Written exercise.
Sift the listing for lines that hold the string "size" and pull them out.

Stored data.
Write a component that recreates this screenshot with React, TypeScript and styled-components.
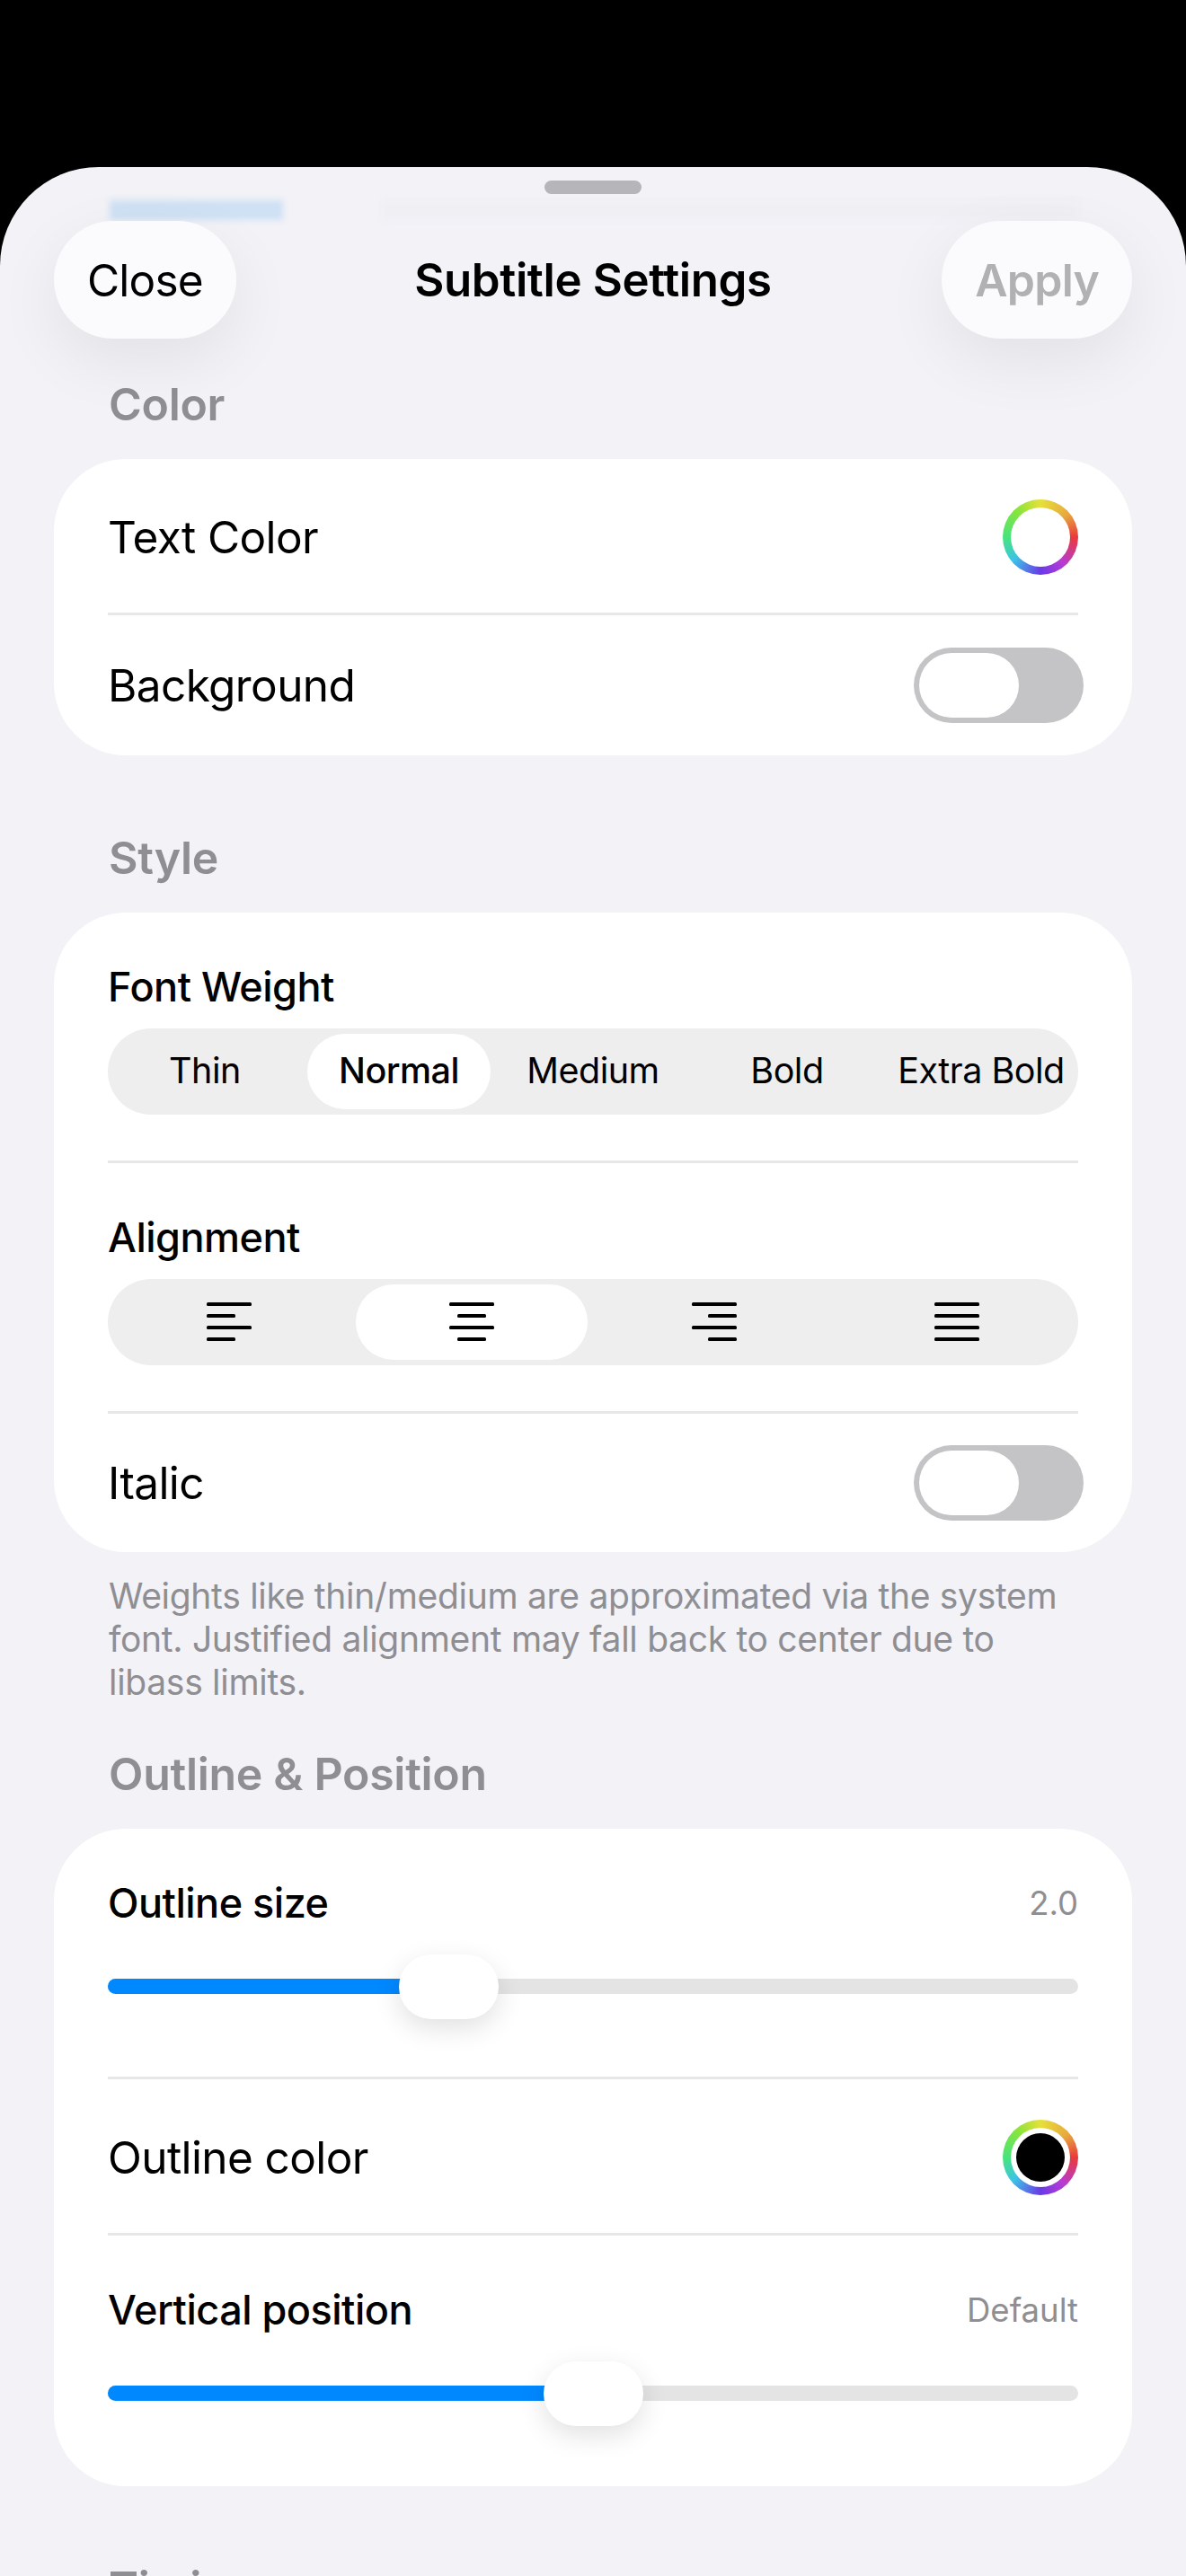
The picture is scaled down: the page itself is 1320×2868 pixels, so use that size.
import React from "react";
import styled, { createGlobalStyle } from "styled-components";

const GlobalStyle = createGlobalStyle`
  html, body {
    margin: 0;
    padding: 0;
    background: #000;
  }
  * {
    box-sizing: border-box;
  }
`;

type Align = "left" | "center" | "right" | "justify";

const AlignIcon: React.FC<{ align: Align }> = ({ align }) => {
  const short = align === "justify" ? 50 : 32;
  const x = align === "left" || align === "justify" ? 0 : align === "center" ? 9 : 18;
  const lines = [
    { y: 2, x1: 0, w: 50 },
    { y: 15, x1: x, w: short },
    { y: 28, x1: 0, w: 50 },
    { y: 41, x1: x, w: short },
  ];
  return (
    <svg width="50" height="43" viewBox="0 0 50 43">
      {lines.map((l) => (
        <rect key={l.y} x={l.x1} y={l.y - 2} width={l.w} height="4" rx="1.5" fill="#000" />
      ))}
    </svg>
  );
};

const Slider: React.FC<{ percent: number }> = ({ percent }) => (
  <Track>
    <Fill $percent={percent} />
    <Thumb $percent={percent} />
  </Track>
);

const App: React.FC = () => {
  return (
    <Screen>
      <GlobalStyle />
      <Sheet>
        <BlurredBar $left={122} $width={193} $color="#cfe1f4" />
        <BlurredBar $left={425} $width={775} $color="#f0f0f4" />
        <Grabber />
        <Toolbar>
          <BarButton>Close</BarButton>
          <Title>Subtitle Settings</Title>
          <BarButton $disabled>Apply</BarButton>
        </Toolbar>

        <Content>
          <SectionTitle>Color</SectionTitle>
          <Card>
            <Row $height={171} $offset={3}>
              <RowLabel>Text Color</RowLabel>
              <ColorRing />
            </Row>
            <Divider />
            <Row $height={156}>
              <RowLabel>Background</RowLabel>
              <Toggle>
                <ToggleKnob />
              </Toggle>
            </Row>
          </Card>

          <SectionTitle $top={84}>Style</SectionTitle>
          <Card>
            <Block>
              <BlockLabel>Font Weight</BlockLabel>
              <Segmented>
                <Segment>Thin</Segment>
                <Segment $active>Normal</Segment>
                <Segment>Medium</Segment>
                <Segment>Bold</Segment>
                <Segment>Extra Bold</Segment>
              </Segmented>
            </Block>
            <Divider />
            <Block>
              <BlockLabel>Alignment</BlockLabel>
              <Segmented>
                <Segment>
                  <AlignIcon align="left" />
                </Segment>
                <Segment $active>
                  <AlignIcon align="center" />
                </Segment>
                <Segment>
                  <AlignIcon align="right" />
                </Segment>
                <Segment>
                  <AlignIcon align="justify" />
                </Segment>
              </Segmented>
            </Block>
            <Divider />
            <Row $height={154}>
              <RowLabel>Italic</RowLabel>
              <Toggle>
                <ToggleKnob />
              </Toggle>
            </Row>
          </Card>
          <Footnote>
            Weights like thin/medium are approximated via the system font. Justified alignment may
            fall back to center due to libass limits.
          </Footnote>

          <SectionTitle $top={48}>Outline &amp; Position</SectionTitle>
          <Card>
            <SliderBlock>
              <SliderHead>
                <BlockLabel>Outline size</BlockLabel>
                <SliderValue>2.0</SliderValue>
              </SliderHead>
              <Slider percent={35.1} />
            </SliderBlock>
            <Divider />
            <Row $height={171} $offset={3}>
              <RowLabel>Outline color</RowLabel>
              <ColorRing>
                <ColorDot />
              </ColorRing>
            </Row>
            <Divider />
            <SliderBlock $last>
              <SliderHead>
                <BlockLabel>Vertical position</BlockLabel>
                <SliderValue>Default</SliderValue>
              </SliderHead>
              <Slider percent={50} />
            </SliderBlock>
          </Card>

          <SectionTitle $top={83}>Timing</SectionTitle>
        </Content>
      </Sheet>
    </Screen>
  );
};

const Screen = styled.div`
  width: 1320px;
  height: 2868px;
  padding-top: 186px;
  overflow: hidden;
  background: #000;
  font-family: Inter, "Liberation Sans", sans-serif;
  color: #000;
`;

const Sheet = styled.div`
  position: relative;
  height: 2682px;
  overflow: hidden;
  background: #f2f2f7;
  border-radius: 110px 110px 0 0;
`;

const BlurredBar = styled.div<{ $left: number; $width: number; $color: string }>`
  position: absolute;
  top: 37px;
  left: ${(p) => p.$left}px;
  width: ${(p) => p.$width}px;
  height: 22px;
  background: ${(p) => p.$color};
  filter: blur(3px);
`;

const Grabber = styled.div`
  position: absolute;
  top: 15px;
  left: 606px;
  width: 108px;
  height: 15px;
  border-radius: 8px;
  background: #b5b5ba;
`;

const Toolbar = styled.div`
  position: absolute;
  top: 60px;
  left: 60px;
  right: 60px;
  display: grid;
  grid-template-columns: 1fr auto 1fr;
  align-items: center;
`;

const BarButton = styled.div<{ $disabled?: boolean }>`
  justify-self: ${(p) => (p.$disabled ? "end" : "start")};
  height: 131px;
  padding: 0 37px;
  display: flex;
  align-items: center;
  border-radius: 66px;
  background: #fbfbfd;
  box-shadow: 0 24px 72px rgba(0, 0, 0, 0.07);
  font-size: ${(p) => (p.$disabled ? 50 : 49.5)}px;
  font-weight: ${(p) => (p.$disabled ? 600 : 400)};
  letter-spacing: -0.8px;
  color: ${(p) => (p.$disabled ? "#b1b1b3" : "#000")};
`;

const Title = styled.div`
  font-size: 51px;
  font-weight: 600;
  letter-spacing: -0.4px;
  line-height: 60px;
`;

const Content = styled.div`
  padding: 234px 60px 0;
`;

const SectionTitle = styled.div<{ $top?: number }>`
  margin-top: ${(p) => p.$top ?? 0}px;
  margin-bottom: 31px;
  padding-left: 61px;
  font-size: 50px;
  font-weight: 600;
  letter-spacing: -0.3px;
  line-height: 60px;
  color: #8e8e93;
`;

const Card = styled.div`
  padding: 0 60px;
  border-radius: 80px;
  background: #fff;
`;

const Row = styled.div<{ $height: number; $offset?: number }>`
  height: ${(p) => p.$height}px;
  padding-top: ${(p) => p.$offset ?? 0}px;
  display: flex;
  align-items: center;
  justify-content: space-between;
`;

const RowLabel = styled.div`
  font-size: 49.5px;
  letter-spacing: -0.6px;
`;

const Divider = styled.div`
  height: 3px;
  background: #e7e7e8;
`;

const ColorRing = styled.div`
  width: 84px;
  height: 84px;
  padding: 9px;
  border-radius: 50%;
  background: conic-gradient(
    #e6e03a 0deg,
    #e8a83e 50deg,
    #e93a3c 90deg,
    #b63ad6 140deg,
    #6a3ae6 180deg,
    #3cc4e6 230deg,
    #48e47c 270deg,
    #8ae43c 320deg,
    #e6e03a 360deg
  );
  display: flex;
  align-items: center;
  justify-content: center;
  position: relative;

  &::before {
    content: "";
    position: absolute;
    inset: 9px;
    border-radius: 50%;
    background: #fff;
  }
`;

const ColorDot = styled.div`
  position: relative;
  width: 54px;
  height: 54px;
  border-radius: 50%;
  background: #000;
`;

const Toggle = styled.div`
  width: 189px;
  height: 84px;
  margin-right: -6px;
  padding: 6px;
  border-radius: 42px;
  background: #c4c4c6;
`;

const ToggleKnob = styled.div`
  width: 111px;
  height: 72px;
  border-radius: 36px;
  background: #fff;
`;

const Block = styled.div`
  padding: 56px 0 51px;
`;

const BlockLabel = styled.div`
  font-size: 45px;
  font-weight: 500;
  letter-spacing: -0.5px;
  line-height: 54px;
`;

const Segmented = styled.div`
  display: flex;
  height: 96px;
  margin-top: 19px;
  padding: 6px 0;
  border-radius: 48px;
  background: #eeeeee;
`;

const Segment = styled.div<{ $active?: boolean }>`
  flex: 1 1 0;
  min-width: 0;
  margin: 0 6px;
  padding-bottom: 2px;
  display: flex;
  align-items: center;
  justify-content: center;
  border-radius: 42px;
  white-space: nowrap;
  background: ${(p) => (p.$active ? "#fff" : "transparent")};
  font-size: 39.5px;
  font-weight: ${(p) => (p.$active ? 500 : 400)};
  letter-spacing: -0.5px;
`;

const Footnote = styled.div`
  margin-top: 25px;
  padding: 0 60px 0 61px;
  font-size: 39px;
  line-height: 48px;
  letter-spacing: -0.3px;
  color: #8e8e93;
`;

const SliderBlock = styled.div<{ $last?: boolean }>`
  padding: 56px 0 ${(p) => (p.$last ? 95 : 92)}px;
`;

const SliderHead = styled.div`
  display: flex;
  align-items: center;
  justify-content: space-between;
  margin-bottom: 57px;
`;

const SliderValue = styled.div`
  font-size: 36.5px;
  color: #8e8e93;
`;

const Track = styled.div`
  position: relative;
  height: 17px;
  border-radius: 9px;
  background: #e4e4e4;
`;

const Fill = styled.div<{ $percent: number }>`
  width: ${(p) => p.$percent}%;
  height: 100%;
  border-radius: 9px 0 0 9px;
  background: #0088ff;
`;

const Thumb = styled.div<{ $percent: number }>`
  position: absolute;
  top: -27px;
  left: ${(p) => p.$percent}%;
  width: 111px;
  height: 72px;
  margin-left: -55px;
  border-radius: 36px;
  background: #fff;
  box-shadow: 0 10px 30px rgba(0, 0, 0, 0.12);
`;

export default App;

Response to the task.
The picture is scaled down: the page itself is 1320×2868 pixels, so use that size.
                <BlockLabel>Outline size</BlockLabel>
  font-size: ${(p) => (p.$disabled ? 50 : 49.5)}px;
  font-size: 51px;
  font-size: 50px;
  font-size: 49.5px;
  font-size: 45px;
  font-size: 39.5px;
  font-size: 39px;
  font-size: 36.5px;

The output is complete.